— Start of Material provided —

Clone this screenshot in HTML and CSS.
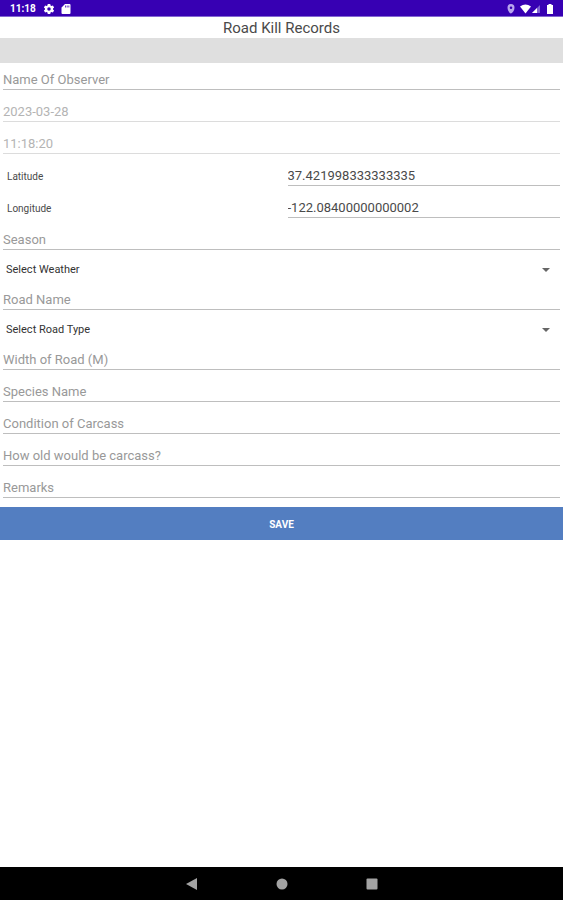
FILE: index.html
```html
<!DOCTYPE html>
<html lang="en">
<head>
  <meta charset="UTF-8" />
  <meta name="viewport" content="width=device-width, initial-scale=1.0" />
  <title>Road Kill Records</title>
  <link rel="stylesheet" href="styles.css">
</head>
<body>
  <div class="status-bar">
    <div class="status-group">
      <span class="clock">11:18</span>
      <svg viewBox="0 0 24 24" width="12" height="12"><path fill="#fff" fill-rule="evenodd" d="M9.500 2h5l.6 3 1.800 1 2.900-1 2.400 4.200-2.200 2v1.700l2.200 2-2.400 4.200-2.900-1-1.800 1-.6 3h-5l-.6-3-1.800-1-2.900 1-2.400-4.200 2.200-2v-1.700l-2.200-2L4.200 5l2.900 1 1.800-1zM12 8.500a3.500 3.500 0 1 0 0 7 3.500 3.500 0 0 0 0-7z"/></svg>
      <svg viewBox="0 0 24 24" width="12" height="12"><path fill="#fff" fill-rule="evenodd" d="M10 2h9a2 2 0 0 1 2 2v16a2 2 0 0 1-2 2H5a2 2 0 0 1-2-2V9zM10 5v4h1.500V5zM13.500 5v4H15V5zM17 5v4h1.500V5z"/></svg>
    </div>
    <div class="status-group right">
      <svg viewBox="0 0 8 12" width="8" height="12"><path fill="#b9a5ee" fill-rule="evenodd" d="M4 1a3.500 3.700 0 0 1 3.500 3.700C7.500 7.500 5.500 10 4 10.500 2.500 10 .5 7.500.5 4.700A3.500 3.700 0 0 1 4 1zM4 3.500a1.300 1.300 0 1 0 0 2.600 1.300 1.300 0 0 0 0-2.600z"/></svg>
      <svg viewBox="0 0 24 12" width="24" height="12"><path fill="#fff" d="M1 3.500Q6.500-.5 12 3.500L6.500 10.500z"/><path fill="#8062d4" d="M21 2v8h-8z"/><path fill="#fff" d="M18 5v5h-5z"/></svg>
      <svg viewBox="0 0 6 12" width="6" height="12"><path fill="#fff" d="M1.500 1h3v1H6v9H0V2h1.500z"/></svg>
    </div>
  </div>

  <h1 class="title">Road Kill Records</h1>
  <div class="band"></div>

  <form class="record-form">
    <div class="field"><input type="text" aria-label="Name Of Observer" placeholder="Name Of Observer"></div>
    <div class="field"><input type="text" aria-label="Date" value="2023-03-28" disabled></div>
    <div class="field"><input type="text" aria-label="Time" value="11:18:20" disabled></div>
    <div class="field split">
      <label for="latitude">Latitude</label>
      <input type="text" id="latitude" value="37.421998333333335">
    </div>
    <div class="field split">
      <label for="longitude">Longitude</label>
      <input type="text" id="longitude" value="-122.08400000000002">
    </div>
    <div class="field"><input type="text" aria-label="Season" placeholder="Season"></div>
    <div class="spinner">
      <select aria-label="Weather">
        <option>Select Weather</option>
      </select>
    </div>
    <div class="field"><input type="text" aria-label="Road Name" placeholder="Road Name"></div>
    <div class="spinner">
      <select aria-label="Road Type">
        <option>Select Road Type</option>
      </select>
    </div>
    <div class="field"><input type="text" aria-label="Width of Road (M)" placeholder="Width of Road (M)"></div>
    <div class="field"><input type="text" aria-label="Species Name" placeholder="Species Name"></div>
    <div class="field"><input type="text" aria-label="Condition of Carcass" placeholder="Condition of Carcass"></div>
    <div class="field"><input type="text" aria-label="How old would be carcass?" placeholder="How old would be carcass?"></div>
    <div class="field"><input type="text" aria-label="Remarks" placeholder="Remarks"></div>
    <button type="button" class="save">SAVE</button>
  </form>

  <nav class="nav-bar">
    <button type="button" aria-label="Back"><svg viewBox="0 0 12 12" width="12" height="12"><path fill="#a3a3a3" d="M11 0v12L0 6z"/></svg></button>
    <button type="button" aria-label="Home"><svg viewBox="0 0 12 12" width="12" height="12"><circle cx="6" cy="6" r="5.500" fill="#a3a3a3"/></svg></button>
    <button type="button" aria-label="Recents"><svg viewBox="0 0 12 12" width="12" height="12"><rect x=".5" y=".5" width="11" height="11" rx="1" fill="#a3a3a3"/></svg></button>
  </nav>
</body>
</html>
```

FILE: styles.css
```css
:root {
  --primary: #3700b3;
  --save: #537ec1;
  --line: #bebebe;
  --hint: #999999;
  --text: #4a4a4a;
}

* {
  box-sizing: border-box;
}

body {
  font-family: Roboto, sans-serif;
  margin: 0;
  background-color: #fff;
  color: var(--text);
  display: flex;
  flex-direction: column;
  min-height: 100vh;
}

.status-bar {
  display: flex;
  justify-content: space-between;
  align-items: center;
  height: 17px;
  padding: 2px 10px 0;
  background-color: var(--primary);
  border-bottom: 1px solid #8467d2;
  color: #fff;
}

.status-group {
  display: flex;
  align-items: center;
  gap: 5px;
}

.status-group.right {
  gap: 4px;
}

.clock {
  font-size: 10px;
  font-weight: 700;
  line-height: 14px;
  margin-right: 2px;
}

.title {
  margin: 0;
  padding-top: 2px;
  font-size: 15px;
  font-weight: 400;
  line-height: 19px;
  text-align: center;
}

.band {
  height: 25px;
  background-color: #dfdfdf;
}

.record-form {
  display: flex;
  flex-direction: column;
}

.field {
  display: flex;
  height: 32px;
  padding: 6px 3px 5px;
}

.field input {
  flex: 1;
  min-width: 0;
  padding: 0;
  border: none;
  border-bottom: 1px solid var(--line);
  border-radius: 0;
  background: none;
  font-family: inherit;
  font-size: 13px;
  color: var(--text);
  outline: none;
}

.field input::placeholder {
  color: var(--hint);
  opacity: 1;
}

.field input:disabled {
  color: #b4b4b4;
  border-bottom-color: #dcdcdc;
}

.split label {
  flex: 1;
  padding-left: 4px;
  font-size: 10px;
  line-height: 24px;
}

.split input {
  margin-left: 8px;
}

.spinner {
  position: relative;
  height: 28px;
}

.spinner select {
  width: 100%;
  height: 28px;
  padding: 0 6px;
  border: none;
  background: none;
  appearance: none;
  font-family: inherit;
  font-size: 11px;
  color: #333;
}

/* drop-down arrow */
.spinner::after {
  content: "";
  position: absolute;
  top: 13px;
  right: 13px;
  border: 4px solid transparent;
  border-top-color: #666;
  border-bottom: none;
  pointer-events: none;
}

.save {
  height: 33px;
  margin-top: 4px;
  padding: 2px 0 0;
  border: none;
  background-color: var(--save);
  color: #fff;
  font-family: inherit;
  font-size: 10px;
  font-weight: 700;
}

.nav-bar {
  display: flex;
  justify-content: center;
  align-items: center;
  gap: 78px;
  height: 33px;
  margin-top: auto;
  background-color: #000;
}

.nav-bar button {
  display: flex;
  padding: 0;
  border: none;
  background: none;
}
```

— End of Material provided —

Task to carry out: Copy all the lines of data exactly as they appear, dropping any images.

Reply to the task:
Clone this screenshot in HTML and CSS.
FILE: index.html
```html
<!DOCTYPE html>
<html lang="en">
<head>
  <meta charset="UTF-8" />
  <meta name="viewport" content="width=device-width, initial-scale=1.0" />
  <title>Road Kill Records</title>
  <link rel="stylesheet" href="styles.css">
</head>
<body>
  <div class="status-bar">
    <div class="status-group">
      <span class="clock">11:18</span>
      <svg viewBox="0 0 24 24" width="12" height="12"><path fill="#fff" fill-rule="evenodd" d="M9.500 2h5l.6 3 1.800 1 2.900-1 2.400 4.200-2.200 2v1.700l2.200 2-2.400 4.200-2.900-1-1.800 1-.6 3h-5l-.6-3-1.800-1-2.900 1-2.400-4.200 2.200-2v-1.700l-2.200-2L4.200 5l2.900 1 1.800-1zM12 8.500a3.500 3.500 0 1 0 0 7 3.500 3.500 0 0 0 0-7z"/></svg>
      <svg viewBox="0 0 24 24" width="12" height="12"><path fill="#fff" fill-rule="evenodd" d="M10 2h9a2 2 0 0 1 2 2v16a2 2 0 0 1-2 2H5a2 2 0 0 1-2-2V9zM10 5v4h1.500V5zM13.500 5v4H15V5zM17 5v4h1.500V5z"/></svg>
    </div>
    <div class="status-group right">
      <svg viewBox="0 0 8 12" width="8" height="12"><path fill="#b9a5ee" fill-rule="evenodd" d="M4 1a3.500 3.700 0 0 1 3.500 3.700C7.500 7.500 5.500 10 4 10.500 2.500 10 .5 7.500.5 4.700A3.500 3.700 0 0 1 4 1zM4 3.500a1.300 1.300 0 1 0 0 2.600 1.300 1.300 0 0 0 0-2.600z"/></svg>
      <svg viewBox="0 0 24 12" width="24" height="12"><path fill="#fff" d="M1 3.500Q6.500-.5 12 3.500L6.500 10.500z"/><path fill="#8062d4" d="M21 2v8h-8z"/><path fill="#fff" d="M18 5v5h-5z"/></svg>
      <svg viewBox="0 0 6 12" width="6" height="12"><path fill="#fff" d="M1.500 1h3v1H6v9H0V2h1.500z"/></svg>
    </div>
  </div>

  <h1 class="title">Road Kill Records</h1>
  <div class="band"></div>

  <form class="record-form">
    <div class="field"><input type="text" aria-label="Name Of Observer" placeholder="Name Of Observer"></div>
    <div class="field"><input type="text" aria-label="Date" value="2023-03-28" disabled></div>
    <div class="field"><input type="text" aria-label="Time" value="11:18:20" disabled></div>
    <div class="field split">
      <label for="latitude">Latitude</label>
      <input type="text" id="latitude" value="37.421998333333335">
    </div>
    <div class="field split">
      <label for="longitude">Longitude</label>
      <input type="text" id="longitude" value="-122.08400000000002">
    </div>
    <div class="field"><input type="text" aria-label="Season" placeholder="Season"></div>
    <div class="spinner">
      <select aria-label="Weather">
        <option>Select Weather</option>
      </select>
    </div>
    <div class="field"><input type="text" aria-label="Road Name" placeholder="Road Name"></div>
    <div class="spinner">
      <select aria-label="Road Type">
        <option>Select Road Type</option>
      </select>
    </div>
    <div class="field"><input type="text" aria-label="Width of Road (M)" placeholder="Width of Road (M)"></div>
    <div class="field"><input type="text" aria-label="Species Name" placeholder="Species Name"></div>
    <div class="field"><input type="text" aria-label="Condition of Carcass" placeholder="Condition of Carcass"></div>
    <div class="field"><input type="text" aria-label="How old would be carcass?" placeholder="How old would be carcass?"></div>
    <div class="field"><input type="text" aria-label="Remarks" placeholder="Remarks"></div>
    <button type="button" class="save">SAVE</button>
  </form>

  <nav class="nav-bar">
    <button type="button" aria-label="Back"><svg viewBox="0 0 12 12" width="12" height="12"><path fill="#a3a3a3" d="M11 0v12L0 6z"/></svg></button>
    <button type="button" aria-label="Home"><svg viewBox="0 0 12 12" width="12" height="12"><circle cx="6" cy="6" r="5.500" fill="#a3a3a3"/></svg></button>
    <button type="button" aria-label="Recents"><svg viewBox="0 0 12 12" width="12" height="12"><rect x=".5" y=".5" width="11" height="11" rx="1" fill="#a3a3a3"/></svg></button>
  </nav>
</body>
</html>
```

FILE: styles.css
```css
:root {
  --primary: #3700b3;
  --save: #537ec1;
  --line: #bebebe;
  --hint: #999999;
  --text: #4a4a4a;
}

* {
  box-sizing: border-box;
}

body {
  font-family: Roboto, sans-serif;
  margin: 0;
  background-color: #fff;
  color: var(--text);
  display: flex;
  flex-direction: column;
  min-height: 100vh;
}

.status-bar {
  display: flex;
  justify-content: space-between;
  align-items: center;
  height: 17px;
  padding: 2px 10px 0;
  background-color: var(--primary);
  border-bottom: 1px solid #8467d2;
  color: #fff;
}

.status-group {
  display: flex;
  align-items: center;
  gap: 5px;
}

.status-group.right {
  gap: 4px;
}

.clock {
  font-size: 10px;
  font-weight: 700;
  line-height: 14px;
  margin-right: 2px;
}

.title {
  margin: 0;
  padding-top: 2px;
  font-size: 15px;
  font-weight: 400;
  line-height: 19px;
  text-align: center;
}

.band {
  height: 25px;
  background-color: #dfdfdf;
}

.record-form {
  display: flex;
  flex-direction: column;
}

.field {
  display: flex;
  height: 32px;
  padding: 6px 3px 5px;
}

.field input {
  flex: 1;
  min-width: 0;
  padding: 0;
  border: none;
  border-bottom: 1px solid var(--line);
  border-radius: 0;
  background: none;
  font-family: inherit;
  font-size: 13px;
  color: var(--text);
  outline: none;
}

.field input::placeholder {
  color: var(--hint);
  opacity: 1;
}

.field input:disabled {
  color: #b4b4b4;
  border-bottom-color: #dcdcdc;
}

.split label {
  flex: 1;
  padding-left: 4px;
  font-size: 10px;
  line-height: 24px;
}

.split input {
  margin-left: 8px;
}

.spinner {
  position: relative;
  height: 28px;
}

.spinner select {
  width: 100%;
  height: 28px;
  padding: 0 6px;
  border: none;
  background: none;
  appearance: none;
  font-family: inherit;
  font-size: 11px;
  color: #333;
}

/* drop-down arrow */
.spinner::after {
  content: "";
  position: absolute;
  top: 13px;
  right: 13px;
  border: 4px solid transparent;
  border-top-color: #666;
  border-bottom: none;
  pointer-events: none;
}

.save {
  height: 33px;
  margin-top: 4px;
  padding: 2px 0 0;
  border: none;
  background-color: var(--save);
  color: #fff;
  font-family: inherit;
  font-size: 10px;
  font-weight: 700;
}

.nav-bar {
  display: flex;
  justify-content: center;
  align-items: center;
  gap: 78px;
  height: 33px;
  margin-top: auto;
  background-color: #000;
}

.nav-bar button {
  display: flex;
  padding: 0;
  border: none;
  background: none;
}
```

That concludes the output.